An earthquake near Rocky Mountain House on Wednesday night could be felt as far away as Edmonton.
The 4.1 magnitude earthquake was detected at 9:23 p.m. 37 km northwest of Rocky Mountain House.
There have been no reports of damage from the quake.
Alberta Energy Regulator (AER) and its Alberta Geological Survey (AGS) branch said it was aware of the earthquake and it is not oil industry-related.
“The earthquake occurred at approximately 9 km below the surface, which indicates that it occurred naturally,” said the AER in an email.
“In Alberta, earthquakes that are induced by energy development typically occur between four and five km below the surface.”
Earthquakes Canada had received more than 400 reports on the earthquake by Thursday morning. Of those, 369 reported the effects as weak and another 35 described it as light, using Earthquakes Canada 10-level scale, which ranges from not felt at all (1) to extreme with heavy damage (10).
More than 1,000 people shared their experiences with Wednesday’s quake on volcanodiscovery.com.

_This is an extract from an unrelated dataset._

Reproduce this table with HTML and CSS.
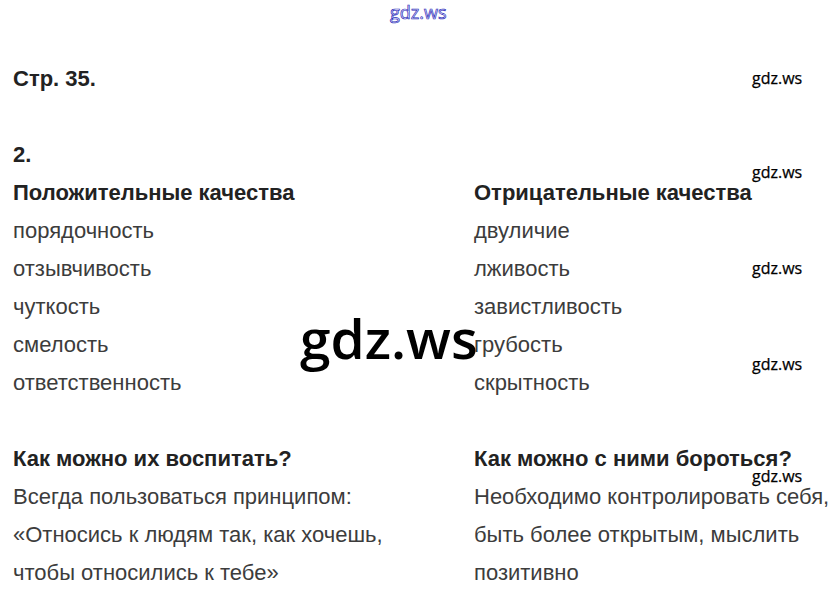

A Red Deer resident wrote, ” I was laying on my bed, and it felt like the building was hit by a car or something. my bed shook as if I had jumped on it”
“Sitting in chair in living room of mobile home. Felt floor shake for a few seconds. felt like I was falling backwards in the chai,” wrote someone, who identified themselves as being near Rocky Mountain House and who was located 36 km southeast of the epicentre.
Another Rocky resident 42 km south of the epicentre wrote, “Inside the house. Heard a rumble and then felt bed move slightly and shake for a couple of seconds. Heard noises of things in house moving.”
A Red Deer resident about 90 km southeast of the epicentre reported, “It felt as though something hit the roof, and as if the wall behind the bookcase moved. It freaked me out and I said, ‘What was that?’”
Another Rocky resident, 45 km south of the epicentre, said “Was sleeping but thought someone broke in the back door. My dog barked and took off. My partner said it felt like a truck hit the house.”
A Red Deer County resident living about five km east of Spruce View and 86 km from the epicentre wrote, “I ran outside thinking someone had run into our house with a heavy vehicle. My neighbour a 1/4 mile away didn’t feel anything.”
Some from as far away as Edmonton, Three Hills, Trochu reported mild shaking.
On March 4, 2019 a 4.18 magnitude earthquake near Sylvan Lake rattled some windows in central Alberta.
The AGS undertook an investigation shortly after the quake, whose epicentre was about 12 kilometres south of Sylvan Lake.
Fracking was later confirmed as the cause of the earthquake that rattled homes from Sylvan Lake to Red Deer last March, say government scientists. the investigation also determined that a 3.13 magnitude quake near Red Deer in March 2018 was “induced,” as was a cluster of seismic events under 2.0 on the Richter scale.
Calgary-based Vesta Energy was fracking in the Sylvan Lake area when the 4.18 magnitude quake was triggered.
In May 2020, Vesta was given the green light to resume fracking at sites considered low risk for seismic activity after the Alberta Energy Regulator signed off on a risk assessment plan.
The incident led to new seismic monitoring and requirements for all companies fracking in the Red Deer region.